__GIVEN EXERCISE__. Please output the lines shown below exactly as they appear.

═══ PROVIDED MATERIAL ═══

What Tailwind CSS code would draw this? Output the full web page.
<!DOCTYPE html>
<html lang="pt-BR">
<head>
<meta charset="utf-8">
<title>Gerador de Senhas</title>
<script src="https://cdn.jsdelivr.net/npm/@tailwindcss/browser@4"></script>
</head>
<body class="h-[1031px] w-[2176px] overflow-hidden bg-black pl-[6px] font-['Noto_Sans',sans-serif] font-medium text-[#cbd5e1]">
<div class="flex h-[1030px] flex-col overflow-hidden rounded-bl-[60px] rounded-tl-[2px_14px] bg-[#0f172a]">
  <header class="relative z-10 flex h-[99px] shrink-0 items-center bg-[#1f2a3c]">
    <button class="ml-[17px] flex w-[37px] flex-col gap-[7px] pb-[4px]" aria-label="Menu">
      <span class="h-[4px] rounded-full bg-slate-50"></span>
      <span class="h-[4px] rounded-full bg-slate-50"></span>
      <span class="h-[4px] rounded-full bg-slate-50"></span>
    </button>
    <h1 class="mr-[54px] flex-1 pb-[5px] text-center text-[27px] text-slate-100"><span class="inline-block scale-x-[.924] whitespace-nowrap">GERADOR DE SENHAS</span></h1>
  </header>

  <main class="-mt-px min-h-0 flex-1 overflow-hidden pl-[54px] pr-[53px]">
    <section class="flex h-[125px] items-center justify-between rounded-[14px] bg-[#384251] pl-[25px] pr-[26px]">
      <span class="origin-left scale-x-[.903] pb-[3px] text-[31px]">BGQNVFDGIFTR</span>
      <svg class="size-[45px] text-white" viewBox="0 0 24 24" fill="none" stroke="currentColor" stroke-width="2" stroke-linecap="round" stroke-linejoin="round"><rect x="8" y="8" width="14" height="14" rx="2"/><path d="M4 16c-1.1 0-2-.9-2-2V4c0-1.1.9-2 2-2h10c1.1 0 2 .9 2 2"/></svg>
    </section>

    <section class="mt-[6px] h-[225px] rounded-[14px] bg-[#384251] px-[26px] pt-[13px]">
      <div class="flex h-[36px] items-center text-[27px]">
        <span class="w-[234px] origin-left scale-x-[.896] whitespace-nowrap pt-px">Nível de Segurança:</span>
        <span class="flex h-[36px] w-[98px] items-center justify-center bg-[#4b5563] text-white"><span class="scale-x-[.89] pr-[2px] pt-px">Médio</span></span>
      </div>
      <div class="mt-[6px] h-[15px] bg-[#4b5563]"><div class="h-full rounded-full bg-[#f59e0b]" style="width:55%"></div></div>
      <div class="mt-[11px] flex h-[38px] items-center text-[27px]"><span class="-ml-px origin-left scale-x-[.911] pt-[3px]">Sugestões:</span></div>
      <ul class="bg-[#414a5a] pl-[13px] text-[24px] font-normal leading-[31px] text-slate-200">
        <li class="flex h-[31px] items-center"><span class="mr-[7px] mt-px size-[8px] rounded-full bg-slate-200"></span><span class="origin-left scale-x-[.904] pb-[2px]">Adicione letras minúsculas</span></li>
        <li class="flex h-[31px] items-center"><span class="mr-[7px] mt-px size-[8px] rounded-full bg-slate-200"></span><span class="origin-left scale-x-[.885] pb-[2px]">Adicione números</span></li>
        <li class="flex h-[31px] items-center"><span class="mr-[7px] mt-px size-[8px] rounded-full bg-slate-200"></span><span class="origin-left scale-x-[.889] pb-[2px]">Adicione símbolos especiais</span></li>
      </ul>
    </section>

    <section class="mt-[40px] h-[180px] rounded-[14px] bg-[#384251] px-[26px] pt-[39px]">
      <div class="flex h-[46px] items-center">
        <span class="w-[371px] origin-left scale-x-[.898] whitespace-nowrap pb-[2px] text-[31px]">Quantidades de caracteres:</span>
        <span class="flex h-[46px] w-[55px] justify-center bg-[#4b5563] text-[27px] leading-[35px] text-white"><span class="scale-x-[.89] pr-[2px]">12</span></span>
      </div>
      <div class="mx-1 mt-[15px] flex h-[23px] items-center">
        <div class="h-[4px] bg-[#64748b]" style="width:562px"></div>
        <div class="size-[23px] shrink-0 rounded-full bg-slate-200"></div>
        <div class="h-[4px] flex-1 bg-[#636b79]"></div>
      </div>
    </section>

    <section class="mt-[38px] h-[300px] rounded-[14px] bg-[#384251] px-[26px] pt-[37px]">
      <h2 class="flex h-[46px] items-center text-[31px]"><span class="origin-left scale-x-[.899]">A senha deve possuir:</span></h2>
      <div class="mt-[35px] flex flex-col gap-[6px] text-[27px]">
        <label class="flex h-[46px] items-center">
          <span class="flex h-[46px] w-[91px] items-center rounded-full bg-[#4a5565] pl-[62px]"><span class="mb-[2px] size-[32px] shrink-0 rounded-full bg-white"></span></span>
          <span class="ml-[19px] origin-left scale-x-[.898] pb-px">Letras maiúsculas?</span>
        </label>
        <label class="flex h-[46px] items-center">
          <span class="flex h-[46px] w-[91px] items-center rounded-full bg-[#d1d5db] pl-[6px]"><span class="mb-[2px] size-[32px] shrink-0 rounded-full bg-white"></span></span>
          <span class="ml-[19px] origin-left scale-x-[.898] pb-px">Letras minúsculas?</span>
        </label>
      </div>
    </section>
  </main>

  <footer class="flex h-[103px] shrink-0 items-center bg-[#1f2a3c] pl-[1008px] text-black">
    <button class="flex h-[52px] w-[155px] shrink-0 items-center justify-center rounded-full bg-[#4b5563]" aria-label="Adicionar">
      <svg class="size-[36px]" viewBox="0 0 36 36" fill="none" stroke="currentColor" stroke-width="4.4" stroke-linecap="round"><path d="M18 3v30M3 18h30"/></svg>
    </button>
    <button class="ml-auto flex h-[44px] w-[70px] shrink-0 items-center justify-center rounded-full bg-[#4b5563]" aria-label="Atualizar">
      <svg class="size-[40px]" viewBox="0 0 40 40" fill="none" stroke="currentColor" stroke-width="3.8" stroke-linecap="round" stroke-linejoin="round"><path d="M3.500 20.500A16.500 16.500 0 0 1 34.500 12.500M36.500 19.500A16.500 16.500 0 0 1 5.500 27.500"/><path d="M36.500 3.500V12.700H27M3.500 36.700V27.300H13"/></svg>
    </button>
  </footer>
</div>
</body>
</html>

═══

__EXERCISE RESULT__.
What Tailwind CSS code would draw this? Output the full web page.
<!DOCTYPE html>
<html lang="pt-BR">
<head>
<meta charset="utf-8">
<title>Gerador de Senhas</title>
<script src="https://cdn.jsdelivr.net/npm/@tailwindcss/browser@4"></script>
</head>
<body class="h-[1031px] w-[2176px] overflow-hidden bg-black pl-[6px] font-['Noto_Sans',sans-serif] font-medium text-[#cbd5e1]">
<div class="flex h-[1030px] flex-col overflow-hidden rounded-bl-[60px] rounded-tl-[2px_14px] bg-[#0f172a]">
  <header class="relative z-10 flex h-[99px] shrink-0 items-center bg-[#1f2a3c]">
    <button class="ml-[17px] flex w-[37px] flex-col gap-[7px] pb-[4px]" aria-label="Menu">
      <span class="h-[4px] rounded-full bg-slate-50"></span>
      <span class="h-[4px] rounded-full bg-slate-50"></span>
      <span class="h-[4px] rounded-full bg-slate-50"></span>
    </button>
    <h1 class="mr-[54px] flex-1 pb-[5px] text-center text-[27px] text-slate-100"><span class="inline-block scale-x-[.924] whitespace-nowrap">GERADOR DE SENHAS</span></h1>
  </header>

  <main class="-mt-px min-h-0 flex-1 overflow-hidden pl-[54px] pr-[53px]">
    <section class="flex h-[125px] items-center justify-between rounded-[14px] bg-[#384251] pl-[25px] pr-[26px]">
      <span class="origin-left scale-x-[.903] pb-[3px] text-[31px]">BGQNVFDGIFTR</span>
      <svg class="size-[45px] text-white" viewBox="0 0 24 24" fill="none" stroke="currentColor" stroke-width="2" stroke-linecap="round" stroke-linejoin="round"><rect x="8" y="8" width="14" height="14" rx="2"/><path d="M4 16c-1.1 0-2-.9-2-2V4c0-1.1.9-2 2-2h10c1.1 0 2 .9 2 2"/></svg>
    </section>

    <section class="mt-[6px] h-[225px] rounded-[14px] bg-[#384251] px-[26px] pt-[13px]">
      <div class="flex h-[36px] items-center text-[27px]">
        <span class="w-[234px] origin-left scale-x-[.896] whitespace-nowrap pt-px">Nível de Segurança:</span>
        <span class="flex h-[36px] w-[98px] items-center justify-center bg-[#4b5563] text-white"><span class="scale-x-[.89] pr-[2px] pt-px">Médio</span></span>
      </div>
      <div class="mt-[6px] h-[15px] bg-[#4b5563]"><div class="h-full rounded-full bg-[#f59e0b]" style="width:55%"></div></div>
      <div class="mt-[11px] flex h-[38px] items-center text-[27px]"><span class="-ml-px origin-left scale-x-[.911] pt-[3px]">Sugestões:</span></div>
      <ul class="bg-[#414a5a] pl-[13px] text-[24px] font-normal leading-[31px] text-slate-200">
        <li class="flex h-[31px] items-center"><span class="mr-[7px] mt-px size-[8px] rounded-full bg-slate-200"></span><span class="origin-left scale-x-[.904] pb-[2px]">Adicione letras minúsculas</span></li>
        <li class="flex h-[31px] items-center"><span class="mr-[7px] mt-px size-[8px] rounded-full bg-slate-200"></span><span class="origin-left scale-x-[.885] pb-[2px]">Adicione números</span></li>
        <li class="flex h-[31px] items-center"><span class="mr-[7px] mt-px size-[8px] rounded-full bg-slate-200"></span><span class="origin-left scale-x-[.889] pb-[2px]">Adicione símbolos especiais</span></li>
      </ul>
    </section>

    <section class="mt-[40px] h-[180px] rounded-[14px] bg-[#384251] px-[26px] pt-[39px]">
      <div class="flex h-[46px] items-center">
        <span class="w-[371px] origin-left scale-x-[.898] whitespace-nowrap pb-[2px] text-[31px]">Quantidades de caracteres:</span>
        <span class="flex h-[46px] w-[55px] justify-center bg-[#4b5563] text-[27px] leading-[35px] text-white"><span class="scale-x-[.89] pr-[2px]">12</span></span>
      </div>
      <div class="mx-1 mt-[15px] flex h-[23px] items-center">
        <div class="h-[4px] bg-[#64748b]" style="width:562px"></div>
        <div class="size-[23px] shrink-0 rounded-full bg-slate-200"></div>
        <div class="h-[4px] flex-1 bg-[#636b79]"></div>
      </div>
    </section>

    <section class="mt-[38px] h-[300px] rounded-[14px] bg-[#384251] px-[26px] pt-[37px]">
      <h2 class="flex h-[46px] items-center text-[31px]"><span class="origin-left scale-x-[.899]">A senha deve possuir:</span></h2>
      <div class="mt-[35px] flex flex-col gap-[6px] text-[27px]">
        <label class="flex h-[46px] items-center">
          <span class="flex h-[46px] w-[91px] items-center rounded-full bg-[#4a5565] pl-[62px]"><span class="mb-[2px] size-[32px] shrink-0 rounded-full bg-white"></span></span>
          <span class="ml-[19px] origin-left scale-x-[.898] pb-px">Letras maiúsculas?</span>
        </label>
        <label class="flex h-[46px] items-center">
          <span class="flex h-[46px] w-[91px] items-center rounded-full bg-[#d1d5db] pl-[6px]"><span class="mb-[2px] size-[32px] shrink-0 rounded-full bg-white"></span></span>
          <span class="ml-[19px] origin-left scale-x-[.898] pb-px">Letras minúsculas?</span>
        </label>
      </div>
    </section>
  </main>

  <footer class="flex h-[103px] shrink-0 items-center bg-[#1f2a3c] pl-[1008px] text-black">
    <button class="flex h-[52px] w-[155px] shrink-0 items-center justify-center rounded-full bg-[#4b5563]" aria-label="Adicionar">
      <svg class="size-[36px]" viewBox="0 0 36 36" fill="none" stroke="currentColor" stroke-width="4.4" stroke-linecap="round"><path d="M18 3v30M3 18h30"/></svg>
    </button>
    <button class="ml-auto flex h-[44px] w-[70px] shrink-0 items-center justify-center rounded-full bg-[#4b5563]" aria-label="Atualizar">
      <svg class="size-[40px]" viewBox="0 0 40 40" fill="none" stroke="currentColor" stroke-width="3.8" stroke-linecap="round" stroke-linejoin="round"><path d="M3.500 20.500A16.500 16.500 0 0 1 34.500 12.500M36.500 19.500A16.500 16.500 0 0 1 5.500 27.500"/><path d="M36.500 3.500V12.700H27M3.500 36.700V27.300H13"/></svg>
    </button>
  </footer>
</div>
</body>
</html>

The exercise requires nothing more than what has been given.